Work to complete
Copy every line that mentions the word "full".

Data listing
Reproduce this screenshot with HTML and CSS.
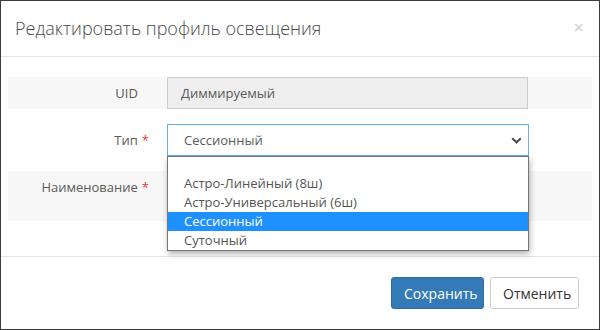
* * *
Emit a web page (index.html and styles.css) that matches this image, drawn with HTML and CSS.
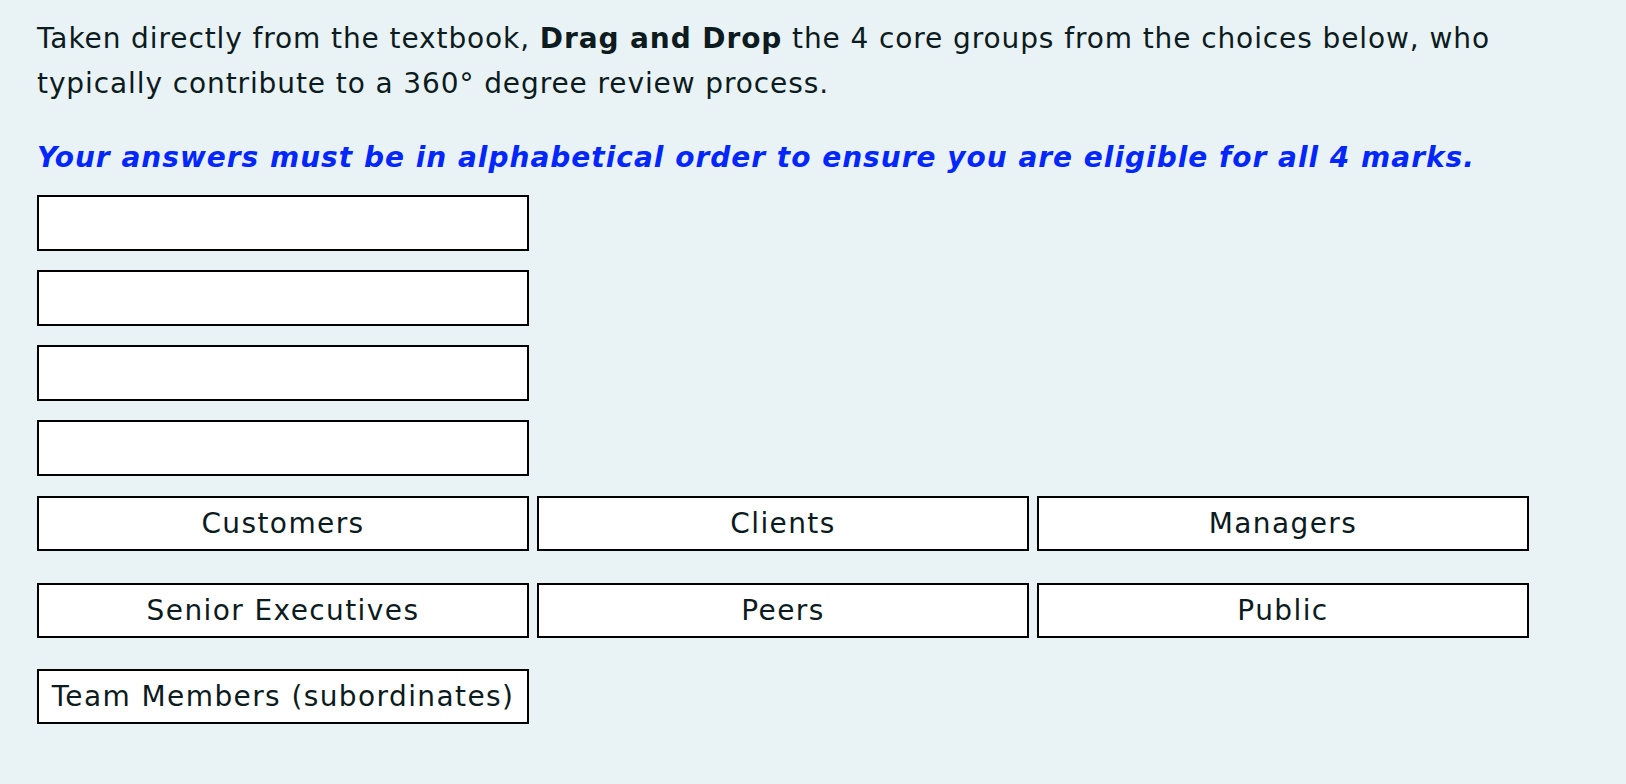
==
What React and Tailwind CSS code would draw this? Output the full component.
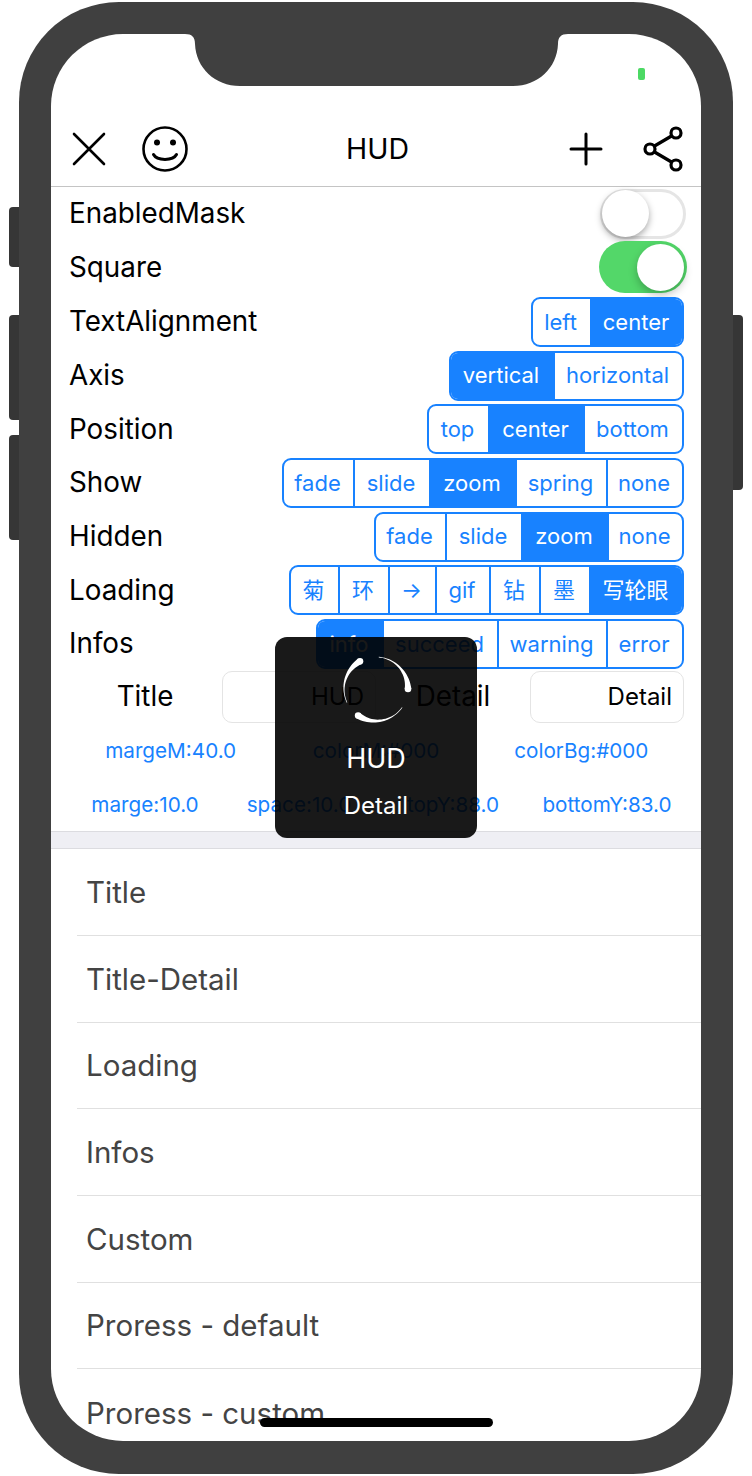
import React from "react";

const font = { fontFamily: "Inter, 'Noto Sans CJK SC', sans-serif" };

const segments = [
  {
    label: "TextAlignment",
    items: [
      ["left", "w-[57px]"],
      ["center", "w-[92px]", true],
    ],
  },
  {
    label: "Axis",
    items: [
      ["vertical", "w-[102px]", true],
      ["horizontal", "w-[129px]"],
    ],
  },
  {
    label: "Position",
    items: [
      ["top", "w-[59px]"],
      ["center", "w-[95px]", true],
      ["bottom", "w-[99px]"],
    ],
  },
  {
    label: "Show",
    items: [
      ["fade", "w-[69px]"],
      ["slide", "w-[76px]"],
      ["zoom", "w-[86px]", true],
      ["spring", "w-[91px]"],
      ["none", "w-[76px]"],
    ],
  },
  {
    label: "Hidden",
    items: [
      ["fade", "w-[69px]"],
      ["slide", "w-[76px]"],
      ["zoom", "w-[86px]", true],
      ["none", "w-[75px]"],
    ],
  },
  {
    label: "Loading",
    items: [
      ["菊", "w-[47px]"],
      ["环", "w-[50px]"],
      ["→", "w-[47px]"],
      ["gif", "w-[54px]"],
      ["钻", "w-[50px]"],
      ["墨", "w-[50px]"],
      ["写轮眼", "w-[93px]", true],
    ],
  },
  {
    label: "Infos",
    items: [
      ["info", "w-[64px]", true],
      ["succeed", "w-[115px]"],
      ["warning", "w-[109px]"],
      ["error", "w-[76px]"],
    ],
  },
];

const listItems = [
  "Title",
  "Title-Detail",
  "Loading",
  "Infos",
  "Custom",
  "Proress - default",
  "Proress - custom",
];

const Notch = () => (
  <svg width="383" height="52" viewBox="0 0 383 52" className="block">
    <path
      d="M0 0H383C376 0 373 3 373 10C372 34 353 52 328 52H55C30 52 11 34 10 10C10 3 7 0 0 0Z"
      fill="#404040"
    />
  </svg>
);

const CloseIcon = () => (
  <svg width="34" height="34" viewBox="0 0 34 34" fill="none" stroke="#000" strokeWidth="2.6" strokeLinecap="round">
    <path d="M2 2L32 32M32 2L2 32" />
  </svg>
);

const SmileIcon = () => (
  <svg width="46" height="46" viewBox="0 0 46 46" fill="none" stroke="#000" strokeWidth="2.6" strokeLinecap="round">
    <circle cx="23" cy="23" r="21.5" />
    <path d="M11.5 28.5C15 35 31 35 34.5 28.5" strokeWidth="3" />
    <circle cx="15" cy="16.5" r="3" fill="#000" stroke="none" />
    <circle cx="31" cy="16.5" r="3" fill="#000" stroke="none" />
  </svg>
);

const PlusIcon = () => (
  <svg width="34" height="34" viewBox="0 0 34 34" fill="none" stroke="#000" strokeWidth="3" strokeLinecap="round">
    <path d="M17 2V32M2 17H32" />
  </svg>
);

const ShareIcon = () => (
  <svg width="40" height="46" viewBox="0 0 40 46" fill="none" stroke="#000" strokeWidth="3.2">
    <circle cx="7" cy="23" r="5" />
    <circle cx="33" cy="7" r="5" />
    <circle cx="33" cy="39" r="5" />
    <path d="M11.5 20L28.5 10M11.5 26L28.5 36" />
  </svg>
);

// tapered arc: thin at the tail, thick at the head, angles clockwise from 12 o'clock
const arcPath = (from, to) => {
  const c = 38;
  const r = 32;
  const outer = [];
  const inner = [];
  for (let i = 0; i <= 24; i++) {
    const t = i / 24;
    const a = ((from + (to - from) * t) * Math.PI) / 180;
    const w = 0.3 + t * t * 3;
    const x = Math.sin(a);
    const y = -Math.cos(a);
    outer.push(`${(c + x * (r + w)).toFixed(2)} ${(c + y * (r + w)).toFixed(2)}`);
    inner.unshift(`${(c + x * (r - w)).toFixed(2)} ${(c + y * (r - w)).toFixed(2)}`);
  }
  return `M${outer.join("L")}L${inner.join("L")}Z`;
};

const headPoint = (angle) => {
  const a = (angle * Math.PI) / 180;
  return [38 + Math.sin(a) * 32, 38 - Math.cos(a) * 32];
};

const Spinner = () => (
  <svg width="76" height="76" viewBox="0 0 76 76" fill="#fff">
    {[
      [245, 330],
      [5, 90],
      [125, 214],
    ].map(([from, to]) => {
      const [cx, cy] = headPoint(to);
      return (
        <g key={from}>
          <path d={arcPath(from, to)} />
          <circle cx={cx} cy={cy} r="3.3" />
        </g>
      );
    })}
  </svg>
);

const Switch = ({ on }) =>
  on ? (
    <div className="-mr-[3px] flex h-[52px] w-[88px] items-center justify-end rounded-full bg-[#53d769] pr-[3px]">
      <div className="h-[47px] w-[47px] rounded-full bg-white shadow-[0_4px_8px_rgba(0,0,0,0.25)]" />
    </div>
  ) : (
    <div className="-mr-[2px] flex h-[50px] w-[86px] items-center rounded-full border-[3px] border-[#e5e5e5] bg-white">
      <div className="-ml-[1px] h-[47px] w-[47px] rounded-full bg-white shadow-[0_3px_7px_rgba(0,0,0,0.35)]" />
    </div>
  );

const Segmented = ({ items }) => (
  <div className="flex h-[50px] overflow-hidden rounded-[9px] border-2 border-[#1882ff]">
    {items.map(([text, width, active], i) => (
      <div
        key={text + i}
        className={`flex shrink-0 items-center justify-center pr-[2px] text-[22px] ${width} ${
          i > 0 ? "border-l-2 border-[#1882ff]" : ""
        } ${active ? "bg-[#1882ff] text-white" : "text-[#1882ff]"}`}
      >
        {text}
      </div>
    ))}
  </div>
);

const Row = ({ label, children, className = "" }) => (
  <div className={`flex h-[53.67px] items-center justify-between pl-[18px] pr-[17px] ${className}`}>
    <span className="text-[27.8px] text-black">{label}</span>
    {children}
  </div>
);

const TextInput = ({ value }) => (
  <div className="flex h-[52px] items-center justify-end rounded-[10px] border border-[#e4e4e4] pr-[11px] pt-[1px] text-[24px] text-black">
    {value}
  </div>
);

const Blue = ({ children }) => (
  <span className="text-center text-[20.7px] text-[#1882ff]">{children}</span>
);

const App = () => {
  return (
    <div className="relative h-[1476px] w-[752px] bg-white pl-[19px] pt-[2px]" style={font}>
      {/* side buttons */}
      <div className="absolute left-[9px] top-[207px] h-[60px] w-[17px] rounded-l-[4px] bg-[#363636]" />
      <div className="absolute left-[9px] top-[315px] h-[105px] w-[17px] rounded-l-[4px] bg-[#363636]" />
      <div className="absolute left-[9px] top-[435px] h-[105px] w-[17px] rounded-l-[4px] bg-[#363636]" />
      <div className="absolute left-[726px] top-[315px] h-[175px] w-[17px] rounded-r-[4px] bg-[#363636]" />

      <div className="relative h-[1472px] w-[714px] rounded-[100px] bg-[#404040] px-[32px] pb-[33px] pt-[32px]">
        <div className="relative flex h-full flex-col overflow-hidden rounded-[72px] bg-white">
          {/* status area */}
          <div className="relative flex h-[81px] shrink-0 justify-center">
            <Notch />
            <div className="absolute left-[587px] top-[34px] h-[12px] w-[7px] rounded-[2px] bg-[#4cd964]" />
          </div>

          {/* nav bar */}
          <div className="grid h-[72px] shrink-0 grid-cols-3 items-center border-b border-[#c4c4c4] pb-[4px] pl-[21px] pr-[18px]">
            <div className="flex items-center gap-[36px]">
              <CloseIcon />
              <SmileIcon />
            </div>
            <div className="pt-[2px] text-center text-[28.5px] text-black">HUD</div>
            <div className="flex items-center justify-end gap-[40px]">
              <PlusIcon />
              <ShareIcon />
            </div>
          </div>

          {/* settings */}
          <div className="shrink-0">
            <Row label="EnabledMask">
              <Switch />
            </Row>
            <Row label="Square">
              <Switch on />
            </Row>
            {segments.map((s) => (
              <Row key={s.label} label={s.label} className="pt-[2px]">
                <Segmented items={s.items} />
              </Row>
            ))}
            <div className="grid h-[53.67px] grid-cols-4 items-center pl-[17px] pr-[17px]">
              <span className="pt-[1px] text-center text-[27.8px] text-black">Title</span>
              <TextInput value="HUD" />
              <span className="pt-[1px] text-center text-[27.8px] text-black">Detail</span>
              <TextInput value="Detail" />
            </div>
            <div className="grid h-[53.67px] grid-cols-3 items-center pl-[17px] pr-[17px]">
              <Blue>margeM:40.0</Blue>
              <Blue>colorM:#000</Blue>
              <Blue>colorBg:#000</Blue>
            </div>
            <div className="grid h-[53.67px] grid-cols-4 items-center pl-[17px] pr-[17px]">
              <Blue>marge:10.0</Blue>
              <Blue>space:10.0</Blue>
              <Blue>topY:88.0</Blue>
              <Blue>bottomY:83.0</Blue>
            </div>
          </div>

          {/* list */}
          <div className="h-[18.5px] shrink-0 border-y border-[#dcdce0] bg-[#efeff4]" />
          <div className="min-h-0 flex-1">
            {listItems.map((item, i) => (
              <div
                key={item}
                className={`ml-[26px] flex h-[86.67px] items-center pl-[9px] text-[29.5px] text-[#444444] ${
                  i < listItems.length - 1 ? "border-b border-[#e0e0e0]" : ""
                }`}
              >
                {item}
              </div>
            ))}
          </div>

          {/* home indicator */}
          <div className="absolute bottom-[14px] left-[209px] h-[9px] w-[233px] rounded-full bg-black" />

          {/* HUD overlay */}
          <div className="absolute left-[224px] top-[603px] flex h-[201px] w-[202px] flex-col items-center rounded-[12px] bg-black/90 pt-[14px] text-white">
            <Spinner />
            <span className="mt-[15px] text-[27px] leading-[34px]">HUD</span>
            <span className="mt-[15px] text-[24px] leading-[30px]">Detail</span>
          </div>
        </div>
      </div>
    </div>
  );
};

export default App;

Solution to this problem
What React and Tailwind CSS code would draw this? Output the full component.
    <div className="-mr-[3px] flex h-[52px] w-[88px] items-center justify-end rounded-full bg-[#53d769] pr-[3px]">
      <div className="h-[47px] w-[47px] rounded-full bg-white shadow-[0_4px_8px_rgba(0,0,0,0.25)]" />
    <div className="-mr-[2px] flex h-[50px] w-[86px] items-center rounded-full border-[3px] border-[#e5e5e5] bg-white">
      <div className="-ml-[1px] h-[47px] w-[47px] rounded-full bg-white shadow-[0_3px_7px_rgba(0,0,0,0.35)]" />
        <div className="relative flex h-full flex-col overflow-hidden rounded-[72px] bg-white">
          <div className="absolute bottom-[14px] left-[209px] h-[9px] w-[233px] rounded-full bg-black" />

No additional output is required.